In 1928 he began work on Villa Savoye, a home that was to become iconic of modernist architecture. Villa Savoye was completed in 1931. The home was a purified example of Le Corbusier’s five points of architecture. It had reinforced concrete columns, free design of the ground plan and façade, horizontal windows and a roof garden. So brilliant was this home he announced to the public that it was “Poetry and lyricism supported by technique”. The house leaked continuously, and the owners complained ferociously. Le Corbusier was virulent in his own defence and widely accused of being arrogant in public. But there was no denying this house was visionary and it went on to lead a new international modernist style. At this time Le Corbusier also got married to a model named Yvonne Gallis. They were together for twenty-seven years until she died in 1957. By all accounts he was an attentive husband although not a faithful one. He conducted a long term affair with Marguerite Tjader Harris.
Charles, when you pontificate with such enthusiasm they do not see you. They do not see your erudite doubtfulness, that you swing from being elated to depressed in turns. They do not see how generous you are in private. You should never have told them about her, especially not shortly after your wife died. They do not understand it is possible to love two women at once.
Le Corbusier wrote more than fifty books during his long career, expounding his numerous theories on how people should live, frequently implying the uneducated masses needed to be saved from themselves. For a period of eighteen months he worked on urban planning designs for the Vichy government. This has caused significant concern to historians recently. Was he also a Nazi sympathizer? There is no doubt he was an ideologist, but his focus remained firmly on the potential of architecture. It was always about the building and the buildings ability to provide. In some ways his point of view was utopic. On housing he said, “what modern man wants is a monk’s cell, well-lit and heated, with a corner from which he can look at the stars”. So there exists a dichotomy within this narrative. Always striving for a modern, standardised profound simplicity but leaving a little space for the stars, for dreaming and wonder.
Charles when you told me you “prefer drawing to talking” I didn’t understand. But now all of this time has passed, I see what you mean. They pore over all of your words, searching for the truth, but they forget you were an architect. They are trying to decide if you are still worthy of their adoration. Do they not look to your buildings? I think it was right of you to say, “drawing is faster and leaves less room for lies”.

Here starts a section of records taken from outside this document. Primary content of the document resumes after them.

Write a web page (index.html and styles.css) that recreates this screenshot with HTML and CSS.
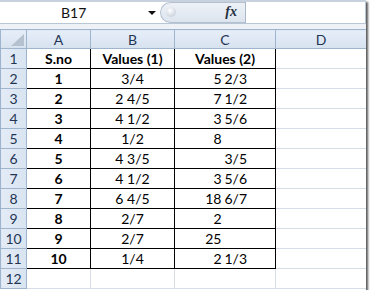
FILE: index.html
```html
<!DOCTYPE html>
<html lang="en">
<head>
    <meta charset="UTF-8">
    <link rel="stylesheet" href="styles.css">
    <title>Fractions</title>
</head>
<body>
    <div class="sheet">
        <div class="formula-bar">
            <div class="name-box">
                <span class="cell-ref">B17</span>
                <span class="drop"></span>
            </div>
            <div class="fx-btn">
                <span class="knob"></span>
                <span class="fx">fx</span>
            </div>
            <div class="formula-input"></div>
        </div>
        <div class="gap"></div>

        <table class="grid">
            <colgroup>
                <col class="c-head">
                <col class="c-a">
                <col class="c-b">
                <col class="c-c">
                <col class="c-d">
            </colgroup>
            <tr class="col-heads">
                <th class="corner"><span class="tri"></span></th>
                <th>A</th>
                <th>B</th>
                <th>C</th>
                <th>D</th>
            </tr>
            <tr>
                <th class="row-head">1</th>
                <td class="box bold">S.no</td>
                <td class="box bold">Values (1)</td>
                <td class="box bold">Values (2)</td>
                <td></td>
            </tr>
            <tr>
                <th class="row-head">2</th>
                <td class="box bold">1</td>
                <td class="box">3/4</td>
                <td class="box"><span class="whole">5</span><span class="frac">2/3</span></td>
                <td></td>
            </tr>
            <tr>
                <th class="row-head">3</th>
                <td class="box bold">2</td>
                <td class="box">2 4/5</td>
                <td class="box"><span class="whole">7</span><span class="frac">1/2</span></td>
                <td></td>
            </tr>
            <tr>
                <th class="row-head">4</th>
                <td class="box bold">3</td>
                <td class="box">4 1/2</td>
                <td class="box"><span class="whole">3</span><span class="frac">5/6</span></td>
                <td></td>
            </tr>
            <tr>
                <th class="row-head">5</th>
                <td class="box bold">4</td>
                <td class="box">1/2</td>
                <td class="box"><span class="whole">8</span><span class="frac"></span></td>
                <td></td>
            </tr>
            <tr>
                <th class="row-head">6</th>
                <td class="box bold">5</td>
                <td class="box">4 3/5</td>
                <td class="box"><span class="whole"></span><span class="frac">3/5</span></td>
                <td></td>
            </tr>
            <tr>
                <th class="row-head">7</th>
                <td class="box bold">6</td>
                <td class="box">4 1/2</td>
                <td class="box"><span class="whole">3</span><span class="frac">5/6</span></td>
                <td></td>
            </tr>
            <tr>
                <th class="row-head">8</th>
                <td class="box bold">7</td>
                <td class="box">6 4/5</td>
                <td class="box"><span class="whole">18</span><span class="frac">6/7</span></td>
                <td></td>
            </tr>
            <tr>
                <th class="row-head">9</th>
                <td class="box bold">8</td>
                <td class="box">2/7</td>
                <td class="box"><span class="whole">2</span><span class="frac"></span></td>
                <td></td>
            </tr>
            <tr>
                <th class="row-head">10</th>
                <td class="box bold">9</td>
                <td class="box">2/7</td>
                <td class="box"><span class="whole">25</span><span class="frac"></span></td>
                <td></td>
            </tr>
            <tr>
                <th class="row-head">11</th>
                <td class="box bold">10</td>
                <td class="box">1/4</td>
                <td class="box"><span class="whole">2</span><span class="frac">1/3</span></td>
                <td></td>
            </tr>
            <tr>
                <th class="row-head">12</th>
                <td></td>
                <td></td>
                <td></td>
                <td></td>
            </tr>
        </table>
    </div>
</body>
</html>
```

FILE: styles.css
```css
body {
    margin: 0;
    background-color: #ffffff;
    font-family: Lato, "Liberation Sans", sans-serif;
}

.sheet {
    width: 366px;
    height: 290px;
    overflow: hidden;
    background-color: #ffffff;
    box-shadow: 2px 2px 2px rgba(0, 0, 0, 0.65);
}

/* formula bar */

.formula-bar {
    display: flex;
    height: 21px;
    border-top: 2px solid #c8d2de;
    border-bottom: 1px solid #b9c6d5;
}

.name-box {
    position: relative;
    width: 160px;
    background-color: #ffffff;
    font-size: 14px;
    color: #111111;
    line-height: 21px;
}

.cell-ref {
    position: absolute;
    left: 61px;
}

.drop {
    position: absolute;
    left: 148px;
    top: 9px;
    width: 0;
    height: 0;
    border-left: 4px solid transparent;
    border-right: 4px solid transparent;
    border-top: 4px solid #111111;
}

.fx-btn {
    position: relative;
    width: 85px;
    background: linear-gradient(#eef2f7, #dce4ee);
    border: 1px solid #b3c0cf;
    border-right: none;
    border-radius: 11px 0 0 11px;
    box-sizing: border-box;
}

.knob {
    position: absolute;
    left: 5px;
    top: 4px;
    width: 10px;
    height: 10px;
    border-radius: 50%;
    background: radial-gradient(circle at 40% 35%, #ffffff, #b8c3d0);
}

.fx {
    position: absolute;
    right: 8px;
    top: 1px;
    font-family: "Liberation Serif", serif;
    font-style: italic;
    font-weight: bold;
    font-size: 14px;
    color: #22313f;
}

.formula-input {
    flex: 1;
    background-color: #ffffff;
    border-left: 1px solid #a9b8c9;
    border-right: 1px solid #b9c6d5;
}

.gap {
    height: 5px;
    background-color: #eef2f7;
}

/* grid */

.grid {
    table-layout: fixed;
    border-collapse: collapse;
    width: 366px;
    font-size: 14px;
}

.c-head { width: 26px; }
.c-a { width: 64px; }
.c-b { width: 84px; }
.c-c { width: 101px; }
.c-d { width: 91px; }

.grid th,
.grid td {
    padding: 0;
    height: 19px;
    border: 1px solid #d7dde6;
    text-align: center;
    white-space: nowrap;
    overflow: hidden;
}

.col-heads th {
    height: 18px;
    background: linear-gradient(#e6eef8, #d7e2f0);
    border: 1px solid #9fb5cd;
    font-weight: normal;
    font-size: 14px;
    color: #1f3554;
}

.grid th.row-head {
    background: linear-gradient(90deg, #e3ebf6, #d9e4f1);
    border: 1px solid #9fb5cd;
    font-weight: normal;
    font-size: 14px;
    color: #1f3554;
}

.corner {
    position: relative;
}

.tri {
    position: absolute;
    right: 2px;
    bottom: 2px;
    width: 13px;
    height: 12px;
    background-color: #b6c1cf;
    clip-path: polygon(100% 0, 100% 100%, 0 100%);
}

.grid td.box {
    border: 1px solid #000000;
    color: #000000;
}

.bold {
    font-weight: bold;
}

.whole {
    display: inline-block;
    width: 22px;
    text-align: right;
}

.frac {
    display: inline-block;
    width: 26px;
    margin-left: 3px;
    text-align: left;
}
```
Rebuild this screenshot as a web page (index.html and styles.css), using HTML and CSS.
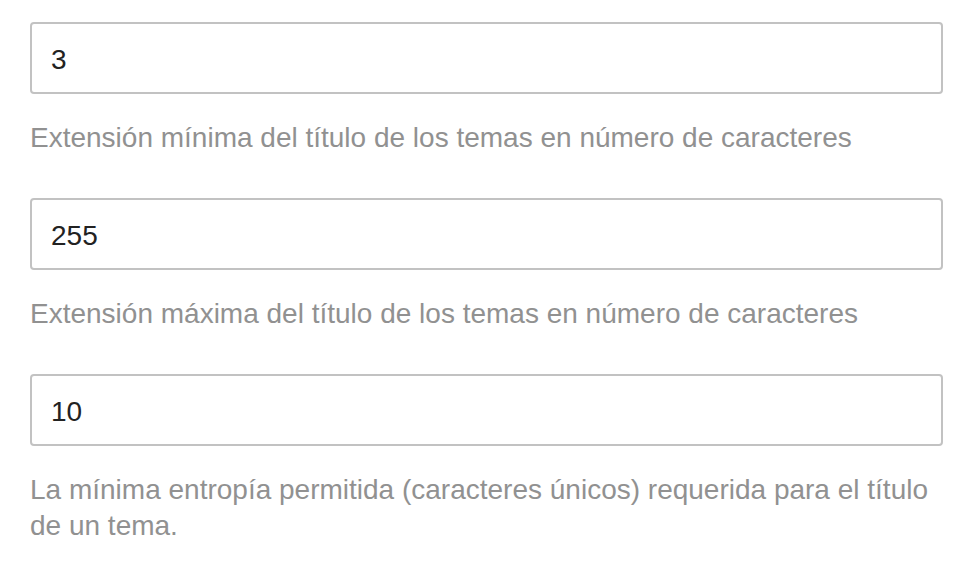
FILE: index.html
```html
<!DOCTYPE html>
<html lang="es">
<head>
    <meta charset="UTF-8">
    <meta name="viewport" content="width=device-width, initial-scale=1.0">
    <title>Ajustes de temas</title>
    <link rel="stylesheet" href="styles.css">
</head>
<body>
    <!-- Topic title settings -->
    <div class="settings">
        <div class="setting">
            <input type="text" class="setting-input" value="3">
            <p class="setting-desc">Extensión mínima del título de los temas en número de caracteres</p>
        </div>

        <div class="setting">
            <input type="text" class="setting-input" value="255">
            <p class="setting-desc">Extensión máxima del título de los temas en número de caracteres</p>
        </div>

        <div class="setting">
            <input type="text" class="setting-input" value="10">
            <p class="setting-desc">La mínima entropía permitida (caracteres únicos) requerida para el título de un tema.</p>
        </div>
    </div>
</body>
</html>
```

FILE: styles.css
```css
body {
    margin: 0;
    padding: 22px 27px 0 30px;
    font-family: "Liberation Sans", Arial, sans-serif;
    background-color: white;
    color: #222;
}
/* Settings list */
.settings {
    display: flex;
    flex-direction: column;
    gap: 42px;
}
.setting {
    display: flex;
    flex-direction: column;
}
.setting-input {
    box-sizing: border-box;
    width: 100%;
    height: 72px;
    margin: 0;
    padding: 3px 19px 0;
    border: 2px solid #c2c2c2;
    border-radius: 4px;
    font-family: inherit;
    font-size: 28px;
    color: #222;
    background-color: white;
    outline: none;
}
.setting-desc {
    margin: 26px 0 0;
    font-size: 28px;
    line-height: 36px;
    color: #919191;
}
```
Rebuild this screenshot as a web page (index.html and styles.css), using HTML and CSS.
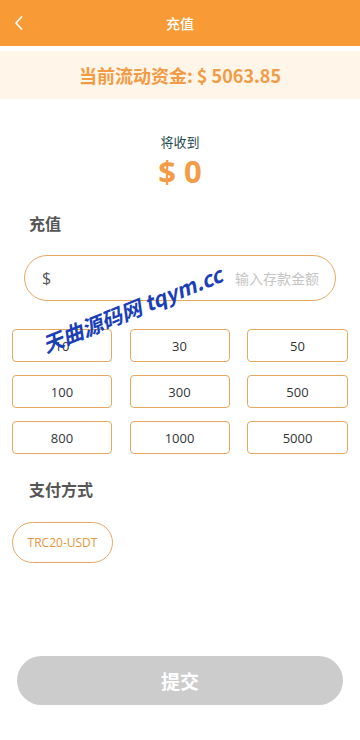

Over the course of his career Le Corbusier completed projects in fourteen countries, many of them large institutional projects. Perhaps one of the most famous was the building of a city for the Indian government in Chandigarh, begun in 1952. The buildings are a fine example of Le Corbusier’s five points of architecture. Chandigarh has been lauded as one of the most successful planned urbanisations in modern history. Chandigarh is also the site for Le Corbusier’s largest open hand sculpture, it stands twenty-six meters tall. Le Corbusier designed the open hand to be a sign of peace and reconciliation. It is open to give and receive.
Le Corbusier was recognised during his lifetime with awards of the highest order in both France and America. His contribution to modern architecture continues to be influential today. In 2016 UNESCO added seventeen Le Corbusier sites to the World Heritage List. These projects were completed over a fifty year period and represent both his residential Villa Style homes and his large institutional projects. Le Corbusier died in 1965 at the age of seventy-eight. He had pre-determined that his grave would be inscribed with his birth name Charles Edouard Jeanneret. Underneath that in quotation “Le Corbusier”.
When you cast that spell on me all those years ago I could never have imagined you less than good. I think your life was dedicated to an exploration of temporality and where we find our place in this beautiful world. I remember you said “To be modern is not a fashion, it is a state. It is necessary to understand history, and he who understands history knows how to find continuity between that which was, this which is and that which will be” I think about you often.